Kettering Fairmont holiday gift fundraiser helps Dayton-area families, results in teacher’s mohawk



KETTERING — A record-setting effort by Fairmont High School students has resulted in about 140 families in Centerville, Dayton and Kettering receiving more holiday gifts — and a teacher’s new hairstyle.

Teacher Kyle Boze said the students collected more than $6,300 in donations for an annual holiday adopt-a-family program. Once they reached about $3,000, he offered students an incentive of their choosing if they hit $5,000, nearly double the amount brought in past years.

They surpassed the new goal in two days, Boze said, resulting in his mohawk.



“It got them inspired and I guess motivated again to keep raising money,” he said, noting, “whatever it takes to get more money raised to give back to people who really need it.”

The result was a Dec. 11 shopping spree for about 70 current or former students in Boze’s leadership and financial literacy classes.

The gifts purchased at the Sugarcreek Twp.
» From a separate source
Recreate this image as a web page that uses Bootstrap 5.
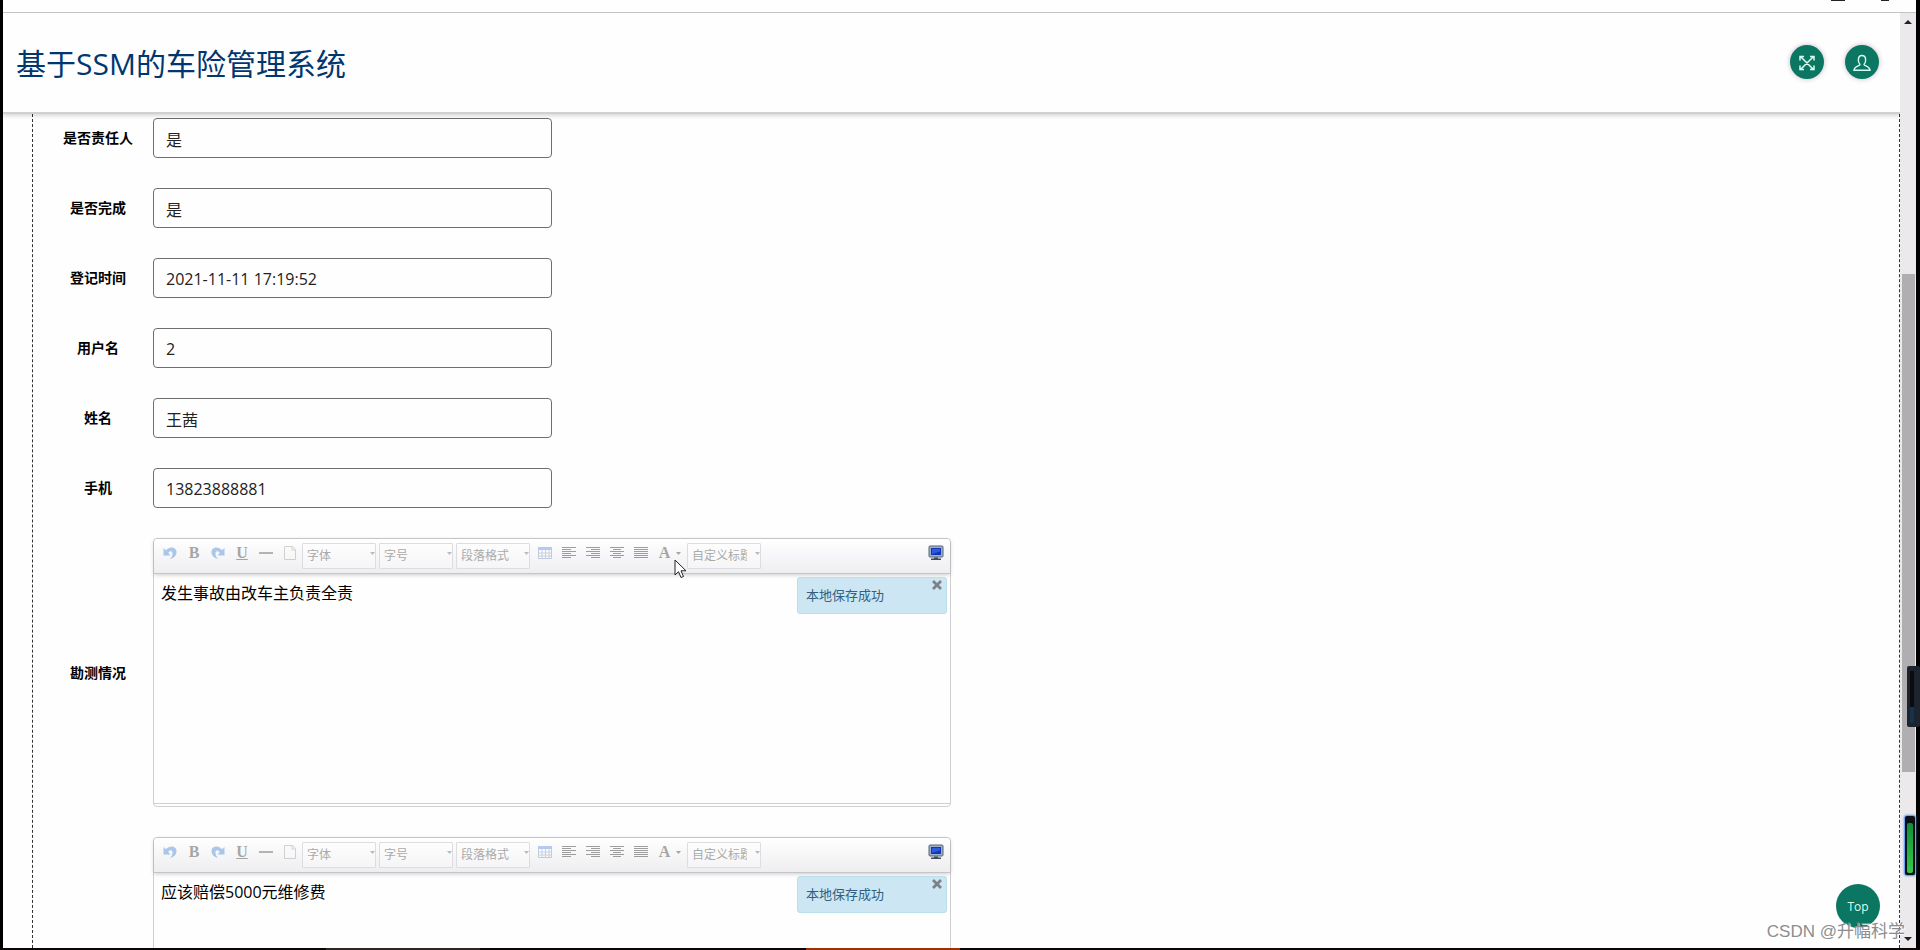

Target were delivered to families and organizations, Boze said.

Among those groups: Kettering Giving Tree, St. Charles Borromeo Parish, St. Francis of Assisi Catholic Parish, Wesley Dayton Community Center, Christ Church United Methodist, Miami Valley Child Development Center, Daybreak and Dayton Children’s pediatric cancer division, Boze said.



A few hundred remaining dollars went to The Foodbank Inc., he added.

Fairmont sophomore Lucy Bruzzese said she found the effort rewarding.

“It really gave me a different perspective on all of the different backgrounds of all the kids in the Kettering district and the Dayton area because I grew up pretty fortunate,” the 16-year-old said. “And that’s something that I’m so grateful for.

“But it makes you feel really good to give to others. And seeing the checkout line and all of the presents for kids waiting to be checked out was really cool,” Bruzzese said.

“It gave me so much of a perspective of how many kids that there are that are in need,” she added. “And it just makes you feel really great that you’re a part of that. And it’s going to put a smile on someone’s face.”

For the shopping spree, Bruzzese said students “divided and conquered,” splitting up the names of children they were buying for and lists of what recipients wanted.

Once checked out, she said, students went back to Fairmont and wrapped the gifts, which took a few hours.

“It went by really fast,” Bruzzese said.